### Short exercise
Go through the listing and pick out each line with the word "React" in it.

== Input

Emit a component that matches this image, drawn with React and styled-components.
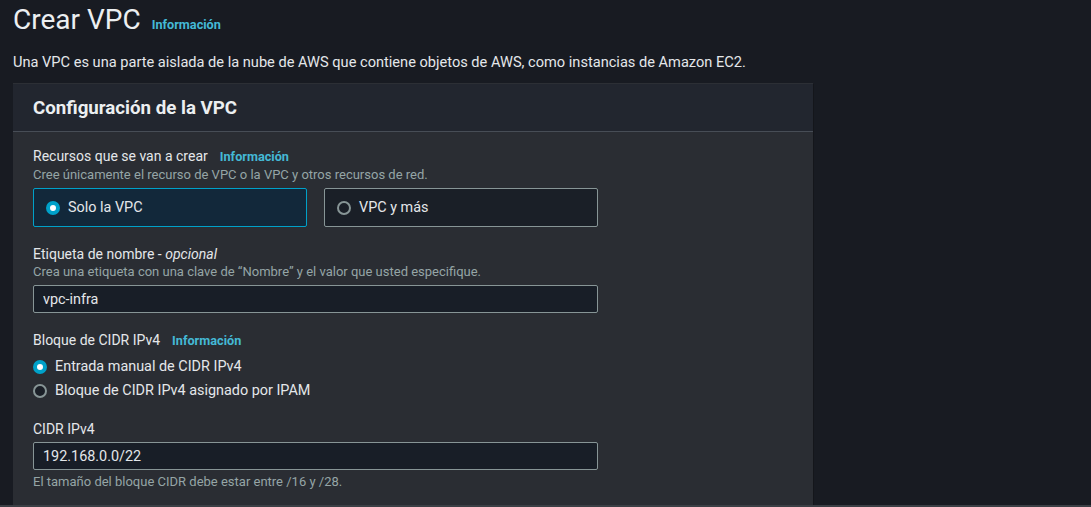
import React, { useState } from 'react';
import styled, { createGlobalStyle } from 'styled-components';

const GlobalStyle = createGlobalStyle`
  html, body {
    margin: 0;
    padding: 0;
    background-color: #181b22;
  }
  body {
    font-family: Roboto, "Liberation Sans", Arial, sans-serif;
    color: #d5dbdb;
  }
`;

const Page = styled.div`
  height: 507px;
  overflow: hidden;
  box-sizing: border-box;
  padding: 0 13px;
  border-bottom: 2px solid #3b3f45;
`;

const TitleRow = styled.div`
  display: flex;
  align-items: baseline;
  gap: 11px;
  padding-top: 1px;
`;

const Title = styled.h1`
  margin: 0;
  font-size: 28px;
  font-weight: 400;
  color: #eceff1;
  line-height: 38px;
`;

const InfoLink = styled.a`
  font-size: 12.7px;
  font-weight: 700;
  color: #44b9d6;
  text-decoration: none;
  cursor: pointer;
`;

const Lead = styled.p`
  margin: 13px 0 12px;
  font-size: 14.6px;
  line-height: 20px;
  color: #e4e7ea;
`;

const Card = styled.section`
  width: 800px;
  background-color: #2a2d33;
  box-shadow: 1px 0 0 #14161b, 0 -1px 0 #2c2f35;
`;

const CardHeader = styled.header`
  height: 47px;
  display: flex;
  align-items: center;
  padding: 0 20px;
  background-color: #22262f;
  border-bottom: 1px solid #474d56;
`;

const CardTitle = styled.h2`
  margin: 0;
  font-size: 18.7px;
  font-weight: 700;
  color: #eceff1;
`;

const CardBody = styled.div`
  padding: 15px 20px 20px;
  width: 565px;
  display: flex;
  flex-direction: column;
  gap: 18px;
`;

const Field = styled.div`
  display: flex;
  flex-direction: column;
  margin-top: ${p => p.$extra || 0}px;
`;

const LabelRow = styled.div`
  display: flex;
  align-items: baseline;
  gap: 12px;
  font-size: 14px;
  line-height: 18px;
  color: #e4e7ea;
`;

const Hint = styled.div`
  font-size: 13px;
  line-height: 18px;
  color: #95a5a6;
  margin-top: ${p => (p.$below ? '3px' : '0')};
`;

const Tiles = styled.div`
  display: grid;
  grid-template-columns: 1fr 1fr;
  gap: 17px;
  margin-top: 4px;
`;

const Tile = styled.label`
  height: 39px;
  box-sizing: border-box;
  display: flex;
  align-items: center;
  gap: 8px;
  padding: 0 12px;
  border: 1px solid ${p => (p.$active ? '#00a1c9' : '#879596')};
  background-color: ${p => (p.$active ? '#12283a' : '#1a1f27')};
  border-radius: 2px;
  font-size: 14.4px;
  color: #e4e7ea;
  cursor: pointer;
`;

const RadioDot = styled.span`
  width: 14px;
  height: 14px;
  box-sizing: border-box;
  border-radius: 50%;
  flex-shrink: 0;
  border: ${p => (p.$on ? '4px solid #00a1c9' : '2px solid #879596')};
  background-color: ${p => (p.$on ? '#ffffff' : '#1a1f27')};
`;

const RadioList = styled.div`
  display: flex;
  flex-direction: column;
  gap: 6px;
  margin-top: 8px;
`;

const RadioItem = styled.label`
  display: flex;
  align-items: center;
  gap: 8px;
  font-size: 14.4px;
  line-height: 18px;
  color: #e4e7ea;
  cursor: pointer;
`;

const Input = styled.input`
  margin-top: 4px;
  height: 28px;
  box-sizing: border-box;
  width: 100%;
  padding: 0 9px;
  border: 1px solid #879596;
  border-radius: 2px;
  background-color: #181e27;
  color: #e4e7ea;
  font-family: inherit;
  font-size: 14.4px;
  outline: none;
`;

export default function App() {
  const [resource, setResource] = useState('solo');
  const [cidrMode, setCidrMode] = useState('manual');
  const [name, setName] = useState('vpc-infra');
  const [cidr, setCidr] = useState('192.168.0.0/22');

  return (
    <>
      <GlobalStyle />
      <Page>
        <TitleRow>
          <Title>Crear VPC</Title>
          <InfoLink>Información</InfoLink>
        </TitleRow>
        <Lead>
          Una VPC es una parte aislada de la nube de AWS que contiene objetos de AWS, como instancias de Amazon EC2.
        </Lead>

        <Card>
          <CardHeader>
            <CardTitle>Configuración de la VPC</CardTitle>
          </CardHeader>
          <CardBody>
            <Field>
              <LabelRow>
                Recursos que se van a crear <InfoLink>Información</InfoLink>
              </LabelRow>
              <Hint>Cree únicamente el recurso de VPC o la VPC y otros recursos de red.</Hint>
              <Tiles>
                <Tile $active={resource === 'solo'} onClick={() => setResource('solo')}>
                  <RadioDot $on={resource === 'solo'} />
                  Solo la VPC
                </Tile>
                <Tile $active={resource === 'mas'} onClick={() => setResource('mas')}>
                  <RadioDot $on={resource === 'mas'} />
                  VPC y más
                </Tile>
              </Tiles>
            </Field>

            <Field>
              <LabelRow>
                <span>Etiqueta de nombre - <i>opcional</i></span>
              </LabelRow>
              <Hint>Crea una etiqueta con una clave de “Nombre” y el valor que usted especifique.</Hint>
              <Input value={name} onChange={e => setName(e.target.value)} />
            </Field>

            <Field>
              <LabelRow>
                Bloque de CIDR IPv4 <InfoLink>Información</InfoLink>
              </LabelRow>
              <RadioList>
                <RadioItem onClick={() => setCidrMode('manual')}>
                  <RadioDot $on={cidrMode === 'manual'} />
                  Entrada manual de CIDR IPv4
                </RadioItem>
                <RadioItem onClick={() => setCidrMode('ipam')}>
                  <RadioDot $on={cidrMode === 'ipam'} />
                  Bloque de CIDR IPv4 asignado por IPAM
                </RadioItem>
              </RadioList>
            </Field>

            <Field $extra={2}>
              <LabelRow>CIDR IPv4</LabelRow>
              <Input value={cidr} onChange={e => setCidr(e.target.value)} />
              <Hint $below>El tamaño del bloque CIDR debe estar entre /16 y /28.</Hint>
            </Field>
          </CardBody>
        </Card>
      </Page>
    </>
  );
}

====
== Input

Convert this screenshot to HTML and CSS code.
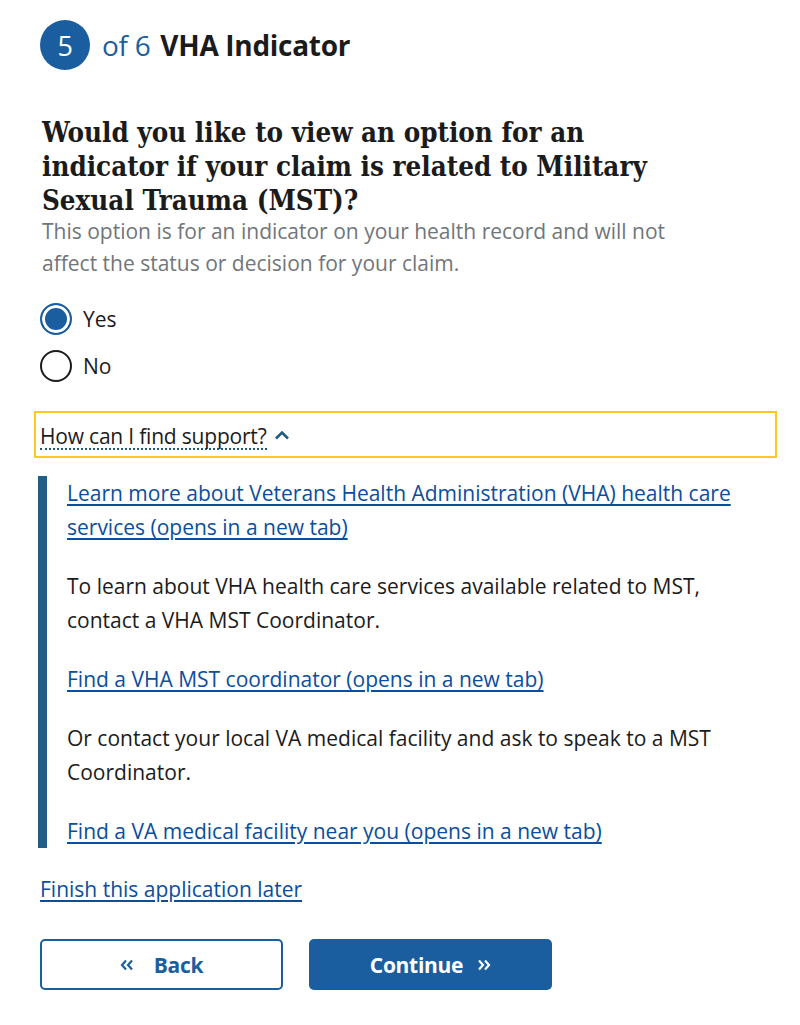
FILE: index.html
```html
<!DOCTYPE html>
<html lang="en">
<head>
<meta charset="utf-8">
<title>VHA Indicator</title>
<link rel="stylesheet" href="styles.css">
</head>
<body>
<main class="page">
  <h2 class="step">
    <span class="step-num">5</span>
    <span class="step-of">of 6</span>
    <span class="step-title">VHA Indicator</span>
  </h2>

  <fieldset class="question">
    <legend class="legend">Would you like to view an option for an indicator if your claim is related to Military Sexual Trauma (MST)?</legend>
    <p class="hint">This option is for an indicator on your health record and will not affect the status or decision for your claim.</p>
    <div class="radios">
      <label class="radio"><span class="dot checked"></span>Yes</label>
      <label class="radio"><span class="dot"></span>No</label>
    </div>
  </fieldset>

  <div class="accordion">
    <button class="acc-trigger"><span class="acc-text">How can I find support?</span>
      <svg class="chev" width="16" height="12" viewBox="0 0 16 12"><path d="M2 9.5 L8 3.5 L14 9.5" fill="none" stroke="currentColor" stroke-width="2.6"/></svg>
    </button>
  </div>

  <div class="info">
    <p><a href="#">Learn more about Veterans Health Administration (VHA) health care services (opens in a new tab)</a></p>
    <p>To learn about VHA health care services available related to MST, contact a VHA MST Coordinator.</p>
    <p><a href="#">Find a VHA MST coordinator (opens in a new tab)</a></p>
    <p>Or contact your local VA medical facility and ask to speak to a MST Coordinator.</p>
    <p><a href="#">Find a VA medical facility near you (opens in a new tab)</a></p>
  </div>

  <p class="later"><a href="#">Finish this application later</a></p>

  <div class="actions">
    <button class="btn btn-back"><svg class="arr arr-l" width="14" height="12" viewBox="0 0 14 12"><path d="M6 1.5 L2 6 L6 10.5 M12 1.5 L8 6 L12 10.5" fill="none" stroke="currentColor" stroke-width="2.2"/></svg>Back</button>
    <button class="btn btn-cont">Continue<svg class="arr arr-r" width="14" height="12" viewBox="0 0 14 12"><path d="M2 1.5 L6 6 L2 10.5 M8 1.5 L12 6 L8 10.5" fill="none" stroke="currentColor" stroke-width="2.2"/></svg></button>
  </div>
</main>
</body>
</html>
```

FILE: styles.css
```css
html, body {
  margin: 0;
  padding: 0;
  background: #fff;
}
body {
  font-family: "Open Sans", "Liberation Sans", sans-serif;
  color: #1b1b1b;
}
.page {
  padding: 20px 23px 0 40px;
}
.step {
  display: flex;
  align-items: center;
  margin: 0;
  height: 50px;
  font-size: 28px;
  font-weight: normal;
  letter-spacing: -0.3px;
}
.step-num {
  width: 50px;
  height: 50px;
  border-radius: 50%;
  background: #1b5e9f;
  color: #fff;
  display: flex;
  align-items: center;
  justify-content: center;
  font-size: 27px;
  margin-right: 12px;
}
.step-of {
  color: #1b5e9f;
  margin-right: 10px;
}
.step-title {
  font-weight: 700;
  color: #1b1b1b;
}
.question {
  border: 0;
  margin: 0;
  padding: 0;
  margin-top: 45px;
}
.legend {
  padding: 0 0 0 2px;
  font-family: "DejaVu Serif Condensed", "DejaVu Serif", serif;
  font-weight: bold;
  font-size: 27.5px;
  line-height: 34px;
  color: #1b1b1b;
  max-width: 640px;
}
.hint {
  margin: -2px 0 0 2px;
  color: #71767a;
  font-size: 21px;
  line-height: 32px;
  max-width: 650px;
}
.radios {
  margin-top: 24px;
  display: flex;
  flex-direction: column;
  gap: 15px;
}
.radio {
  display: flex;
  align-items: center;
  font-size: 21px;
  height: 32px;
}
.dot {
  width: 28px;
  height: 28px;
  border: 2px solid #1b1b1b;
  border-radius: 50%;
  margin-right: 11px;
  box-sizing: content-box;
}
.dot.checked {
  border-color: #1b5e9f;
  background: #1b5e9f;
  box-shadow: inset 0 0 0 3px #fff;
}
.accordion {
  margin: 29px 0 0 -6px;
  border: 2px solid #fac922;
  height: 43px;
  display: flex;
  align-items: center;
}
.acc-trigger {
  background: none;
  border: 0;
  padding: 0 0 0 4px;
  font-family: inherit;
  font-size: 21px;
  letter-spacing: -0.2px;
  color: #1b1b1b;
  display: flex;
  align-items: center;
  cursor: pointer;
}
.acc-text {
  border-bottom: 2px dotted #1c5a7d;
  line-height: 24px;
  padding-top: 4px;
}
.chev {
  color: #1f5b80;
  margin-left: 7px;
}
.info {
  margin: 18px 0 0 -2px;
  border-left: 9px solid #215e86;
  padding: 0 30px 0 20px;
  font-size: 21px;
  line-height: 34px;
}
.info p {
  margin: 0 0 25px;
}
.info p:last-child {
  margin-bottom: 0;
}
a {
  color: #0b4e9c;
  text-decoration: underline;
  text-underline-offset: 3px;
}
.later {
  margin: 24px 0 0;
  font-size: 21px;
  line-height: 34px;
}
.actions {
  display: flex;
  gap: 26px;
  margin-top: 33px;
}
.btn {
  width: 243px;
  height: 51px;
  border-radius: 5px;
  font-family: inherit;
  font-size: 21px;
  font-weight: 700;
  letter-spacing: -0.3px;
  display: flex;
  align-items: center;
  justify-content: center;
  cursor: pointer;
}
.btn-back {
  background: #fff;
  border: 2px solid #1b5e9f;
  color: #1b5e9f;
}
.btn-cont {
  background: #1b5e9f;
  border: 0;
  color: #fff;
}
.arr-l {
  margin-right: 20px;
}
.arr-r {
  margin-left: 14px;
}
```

====
== Input

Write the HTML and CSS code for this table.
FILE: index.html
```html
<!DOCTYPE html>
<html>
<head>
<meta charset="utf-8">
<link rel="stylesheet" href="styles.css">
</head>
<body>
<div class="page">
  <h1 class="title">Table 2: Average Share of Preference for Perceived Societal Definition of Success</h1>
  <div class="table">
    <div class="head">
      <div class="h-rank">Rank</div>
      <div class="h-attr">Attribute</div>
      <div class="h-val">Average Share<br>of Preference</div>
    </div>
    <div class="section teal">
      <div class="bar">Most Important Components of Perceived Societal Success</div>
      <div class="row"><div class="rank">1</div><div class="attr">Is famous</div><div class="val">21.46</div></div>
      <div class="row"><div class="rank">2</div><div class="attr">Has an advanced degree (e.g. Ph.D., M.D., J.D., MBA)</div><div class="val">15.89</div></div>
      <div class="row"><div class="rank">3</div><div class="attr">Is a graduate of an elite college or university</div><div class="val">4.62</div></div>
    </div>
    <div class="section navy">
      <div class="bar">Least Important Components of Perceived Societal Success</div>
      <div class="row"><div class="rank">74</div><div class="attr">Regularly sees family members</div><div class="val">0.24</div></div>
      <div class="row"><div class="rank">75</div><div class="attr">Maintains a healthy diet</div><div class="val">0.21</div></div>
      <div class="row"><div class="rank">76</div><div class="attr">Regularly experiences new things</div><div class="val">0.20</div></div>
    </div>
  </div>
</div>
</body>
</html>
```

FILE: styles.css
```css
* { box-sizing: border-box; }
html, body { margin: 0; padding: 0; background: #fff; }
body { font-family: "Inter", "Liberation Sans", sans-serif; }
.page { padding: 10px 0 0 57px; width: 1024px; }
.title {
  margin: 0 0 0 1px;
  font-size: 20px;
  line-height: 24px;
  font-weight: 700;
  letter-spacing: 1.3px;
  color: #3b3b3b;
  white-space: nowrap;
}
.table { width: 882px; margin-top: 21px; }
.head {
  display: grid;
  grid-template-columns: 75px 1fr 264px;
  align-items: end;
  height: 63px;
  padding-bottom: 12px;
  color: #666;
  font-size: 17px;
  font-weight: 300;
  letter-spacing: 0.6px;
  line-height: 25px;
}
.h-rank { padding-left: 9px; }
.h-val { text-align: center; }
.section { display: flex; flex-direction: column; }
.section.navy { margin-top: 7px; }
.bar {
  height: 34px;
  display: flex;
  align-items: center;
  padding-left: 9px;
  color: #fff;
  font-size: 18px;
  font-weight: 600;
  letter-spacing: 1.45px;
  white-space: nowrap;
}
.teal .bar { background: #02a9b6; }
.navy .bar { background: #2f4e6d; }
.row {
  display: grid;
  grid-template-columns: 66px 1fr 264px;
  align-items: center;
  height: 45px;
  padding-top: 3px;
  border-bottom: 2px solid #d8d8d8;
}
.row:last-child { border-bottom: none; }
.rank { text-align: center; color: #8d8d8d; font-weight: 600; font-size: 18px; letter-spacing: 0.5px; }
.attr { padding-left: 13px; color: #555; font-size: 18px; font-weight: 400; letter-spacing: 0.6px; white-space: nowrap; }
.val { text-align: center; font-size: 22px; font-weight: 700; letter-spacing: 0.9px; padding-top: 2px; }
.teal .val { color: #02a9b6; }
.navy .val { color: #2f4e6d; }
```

====

### Answer to the problem
Emit a component that matches this image, drawn with React and styled-components.
import React, { useState } from 'react';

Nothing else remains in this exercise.